Since I shared news of my pregnancy a month ago, a small, vocal minority have been intent on letting me know how much my being pregnant with a third child has upset them. I wish I could say I’ve been able to simply read their words and carry on. The truth has been more complicated and more difficult. In the private moments when I’ve read these emails, and personal messages, and comments made to my blog, I’ve felt a sickening mix of shame, rage, indignation, and deep sadness. I wouldn’t wish public commentary from strangers—virtual or otherwise—upon any pregnant person, and especially not commentary telling them they shouldn’t be carrying the child currently growing inside them. But while I’ve found it personally painful to contend with these comments, I would also like to simply and straightforwardly address the issues at hand.
The message I’ve received from folks who have written is that my decision to carry this baby is antithetical to my hope to steward a healthy planet. That by carrying a third child, I am contradicting my values. For the majority of folks writing to question or criticize my choice, the concern over my pregnancy is framed around concerns about climate change and overpopulation. I share concern about these issues. We’re in the midst of a climate crisis and there are arguably more people living on this planet than it can sustain—certainly if our current rate of consumption is not radically addressed. I wholeheartedly believe this demands our attention and our action.
But the particular brand of attack leveraged against me during this pregnancy demonstrates a prevailing line of thinking that would have us believe that individual actions are both primarily responsible for climate change and overpopulation and primarily responsible for halting them. In truth, the action that we most need is structural and systemic. We need to demand wide-scale, far-reaching, global change from leaders, politicians, and corporations. We need policies and infrastructure put in place that drastically reduce humanity’s reliance on fossil fuels. We need international investment in green technologies. We need world leaders who agree to regulate industry and enforce those regulations, and who value people and environmental health over profit. We need all humans on earth to have access to safe, affordable healthcare, to nourishment and to livelihoods that don’t put them in physical or emotional danger. We need improved access to education and comprehensive reproductive healthcare, including contraceptives.
I also believe individual actions matter. My blog and my book are largely focused on the small, daily changes that each of us might embrace for the sake of ourselves and our planet. But just as I know that using stainless steel straws or eschewing plastic in our individual homes are far from the only actions needed to change the course of climate change, I understand that the baby that I’m currently carrying will neither be responsible for the planet’s collapse, nor its saving.

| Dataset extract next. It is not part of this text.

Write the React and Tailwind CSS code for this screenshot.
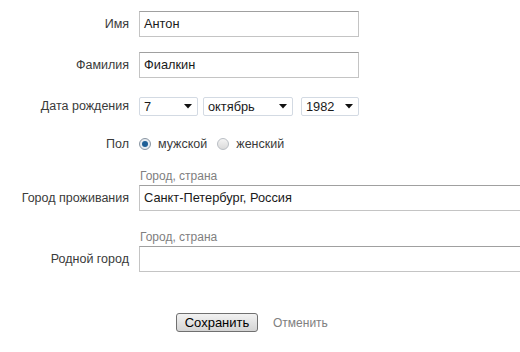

Finding a way to combat climate change and overpopulation is something that I believe can and must be done—by each of us in our respective homes and by all of us through the politicians we collectively elect, the legislation we do and do not support, and the local and national policies we advocate for.
Likewise, I believe in respecting and supporting the choices and the bodies of those who bear and/or raise children. To shame, bully, or work to legislatively restrict the choices of those who have or are preparing to have children, in the name of environmental sustainability or any other value, is to come perilously close to the kind of thinking that has, historically and now, justified forced or coerced sterilization; eugenics; one-child policies; and infanticide, among other human rights abuses.
We won’t win any of the environmental battles we face by demonizing personal choices. I remain as committed as ever to lightening my personal environmental footprint and I will continue to write about my own efforts on that front. I will also continue to acknowledge that what our planet and our populations most need is to upend the current systems wreaking havoc on the place we all call home. Finally, I will continue to nurture this child—and all of my children—in the very best way I know how.
I have decided to close comments on this post. I have shared my perspective in the essay above and I’m hopeful readers can respect my privacy.